EXCERPT: Most jobs that exist today might disappear within decades. As artificial intelligence outperforms humans in more and more tasks, it will replace humans in more and more jobs. [...] The crucial problem is creating new jobs that humans perform better than algorithms.

Consequently, by 2050 a new class of people might emerge – the useless class. People who are not just unemployed, but unemployable.The same technology that renders humans useless might also make it feasible to feed and support the unemployable masses through some scheme of universal basic income. The real problem will then be to keep the masses occupied and content. People must engage in purposeful activities, or they go crazy. So what will the useless class do all day?

Economically redundant people might spend increasing amounts of time within 3D virtual reality worlds [...] This, in fact, is a very old solution. For thousands of years, billions of people have found meaning in playing virtual reality games. In the past, we have called these virtual reality games “religions”.

What is a religion if not a big virtual reality game played by millions of people together? Religions such as Islam and Christianity invent imaginary laws, such as “don’t eat pork”, “repeat the same prayers a set number of times each day”, “don’t have sex with somebody from your own gender” and so forth. These laws exist only in the human imagination. No natural law requires the repetition of magical formulas, and no natural law forbids homosexuality or eating pork.

Muslims and Christians go through life trying to gain points in their favorite virtual reality game. If you pray every day, you get points. If you forget to pray, you lose points. If by the end of your life you gain enough points, then after you die you go to the next level of the game (aka heaven).

As religions show us, the virtual reality need not be encased inside an isolated box. Rather, it can be superimposed on the physical reality. In the past this was done with the human imagination and with sacred books, and in the 21st century it can be done with smartphones.

Some time ago I went with my six-year-old nephew Matan to hunt for Pokémon.
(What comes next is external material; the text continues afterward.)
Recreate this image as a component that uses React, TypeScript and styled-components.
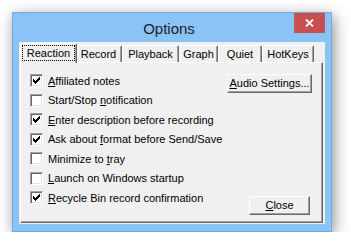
import styled, { createGlobalStyle } from "styled-components";

const GlobalStyle = createGlobalStyle`
  html, body {
    margin: 0;
    padding: 0;
    background: #ffffff;
  }
  body {
    font-family: "Liberation Sans", Arial, sans-serif;
    font-size: 11px;
    color: #000;
  }
`;

const Page = styled.div`
  padding: 12px 0 0 12px;
`;

const Window = styled.div`
  width: 320px;
  height: 220px;
  box-sizing: border-box;
  border: 1px solid #74a9da;
  background: #8ac4f7;
  box-shadow: 2px 4px 14px rgba(0, 0, 0, 0.45);
  display: flex;
  flex-direction: column;
`;

const TitleBar = styled.div`
  height: 29px;
  display: grid;
  grid-template-columns: 1fr auto 1fr;
  padding-right: 6px;
`;

const Title = styled.div`
  grid-column: 2;
  align-self: center;
  font-size: 15px;
  color: #1e1e1e;
  padding-top: 1px;
`;

const CloseBox = styled.div`
  grid-column: 3;
  justify-self: end;
  width: 31px;
  height: 20px;
  background: #c75050;
  display: flex;
  align-items: center;
  justify-content: center;
`;

const Client = styled.div`
  flex: 1;
  margin: 0 6px 7px 6px;
  background: #f0f0f0;
  padding: 1px 2px 1px 1px;
  display: flex;
  flex-direction: column;
`;

const TabStrip = styled.div`
  height: 19px;
  display: flex;
  align-items: flex-end;
  padding-left: 2px;
  position: relative;
  z-index: 1;
`;

const Tab = styled.div<{ $w: number; $active?: boolean }>`
  box-sizing: border-box;
  width: ${({ $w }) => $w}px;
  height: ${({ $active }) => ($active ? 20 : 17)}px;
  margin: ${({ $active }) => ($active ? "0 -2px -1px -2px" : "0")};
  position: relative;
  z-index: ${({ $active }) => ($active ? 2 : 1)};
  background: #f0f0f0;
  border-top: 1px solid #ffffff;
  border-left: 1px solid #ffffff;
  border-right: 1px solid #696969;
  border-top-left-radius: 2px;
  border-top-right-radius: 2px;
  box-shadow: inset -1px 0 #a0a0a0;
  display: flex;
  justify-content: center;
  padding: ${({ $active }) => ($active ? "1px 1px 2px 1px" : "2px 0 0 0")};
  line-height: 13px;
`;

const Focus = styled.div`
  flex: 1;
  border: 1px dotted #000;
  text-align: center;
  line-height: 14px;
`;

const Panel = styled.div`
  flex: 1;
  border: 1px solid;
  border-color: #ffffff #696969 #696969 #ffffff;
  box-shadow: inset -1px -1px #a0a0a0;
  display: flex;
  padding: 8px 10px 7px 9px;
`;

const OptionList = styled.div`
  flex: 1;
  display: flex;
  flex-direction: column;
`;

const Row = styled.label`
  height: 19.5px;
  display: flex;
  align-items: center;
  gap: 5px;
  white-space: nowrap;
`;

const Box = styled.span`
  box-sizing: border-box;
  width: 13px;
  height: 13px;
  flex: none;
  background: #fff;
  border: 1px solid;
  border-color: #a0a0a0 #ffffff #ffffff #a0a0a0;
  box-shadow: inset 1px 1px #696969, inset -1px -1px #e3e3e3;
  display: flex;
  padding: 2px;
`;

const Side = styled.div`
  display: flex;
  flex-direction: column;
  justify-content: space-between;
  align-items: flex-end;
  padding-top: 3px;
`;

const Button = styled.div<{ $w: number; $nudge?: number }>`
  box-sizing: border-box;
  width: ${({ $w }) => $w}px;
  height: 19px;
  margin-right: ${({ $nudge }) => $nudge ?? 0}px;
  border: 1px solid;
  border-color: #ffffff #696969 #696969 #ffffff;
  box-shadow: inset -1px -1px #a0a0a0;
  display: flex;
  align-items: center;
  justify-content: center;
  padding-bottom: 1px;
`;

const Key = styled.span`
  text-decoration: underline;
  text-underline-offset: 1px;
`;

const Check = () => (
  <svg width="7" height="7" viewBox="0 0 7 7" shapeRendering="crispEdges">
    <path
      d="M0 2h1v3H0zM1 3h1v3H1zM2 4h1v3H2zM3 3h1v3H3zM4 2h1v3H4zM5 1h1v3H5zM6 0h1v3H6z"
      fill="#000"
    />
  </svg>
);

const CloseGlyph = () => (
  <svg width="9" height="8" viewBox="0 0 9 8">
    <path d="M1 0.5L8 7.5M8 0.5L1 7.5" stroke="#fff" strokeWidth="1.8" />
  </svg>
);

const tabs = [
  { name: "Reaction", w: 57, active: true },
  { name: "Record", w: 47 },
  { name: "Playback", w: 57 },
  { name: "Graph", w: 39 },
  { name: "Quiet", w: 44 },
  { name: "HotKeys", w: 52 },
];

const options: { pre: string; key: string; post: string; on: boolean }[] = [
  { pre: "", key: "A", post: "ffiliated notes", on: true },
  { pre: "Start/Stop ", key: "n", post: "otification", on: false },
  { pre: "", key: "E", post: "nter description before recording", on: true },
  { pre: "Ask about ", key: "f", post: "ormat before Send/Save", on: true },
  { pre: "Minimize to ", key: "t", post: "ray", on: false },
  { pre: "", key: "L", post: "aunch on Windows startup", on: false },
  { pre: "", key: "R", post: "ecycle Bin record confirmation", on: true },
];

export default function App() {
  return (
    <Page>
      <GlobalStyle />
      <Window>
        <TitleBar>
          <Title>Options</Title>
          <CloseBox>
            <CloseGlyph />
          </CloseBox>
        </TitleBar>
        <Client>
          <TabStrip>
            {tabs.map((t) =>
              t.active ? (
                <Tab key={t.name} $w={t.w} $active>
                  <Focus>{t.name}</Focus>
                </Tab>
              ) : (
                <Tab key={t.name} $w={t.w}>
                  {t.name}
                </Tab>
              )
            )}
          </TabStrip>
          <Panel>
            <OptionList>
              {options.map((o) => (
                <Row key={o.pre + o.key + o.post}>
                  <Box>{o.on && <Check />}</Box>
                  <span>
                    {o.pre}
                    <Key>{o.key}</Key>
                    {o.post}
                  </span>
                </Row>
              ))}
            </OptionList>
            <Side>
              <Button $w={85}>
                <span>
                  <Key>A</Key>udio Settings...
                </span>
              </Button>
              <Button $w={61} $nudge={2}>
                <span>
                  <Key>C</Key>lose
                </span>
              </Button>
            </Side>
          </Panel>
        </Client>
      </Window>
    </Page>
  );
}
As we walked down the street, Matan kept looking at his smartphone, which enabled him to spot Pokémon all around us. I didn’t see any Pokémon at all, because I didn’t carry a smartphone. Then we saw two others kids on the street who were hunting the same Pokémon, and we almost got into a fight with them. It struck me how similar the situation was to the conflict between Jews and Muslims about the holy city of Jerusalem. When you look at the objective reality of Jerusalem, all you see are stones and buildings. There is no holiness anywhere. But when you look through the medium of smartbooks (such as the Bible and the Qur’an), you see holy places and angels everywhere....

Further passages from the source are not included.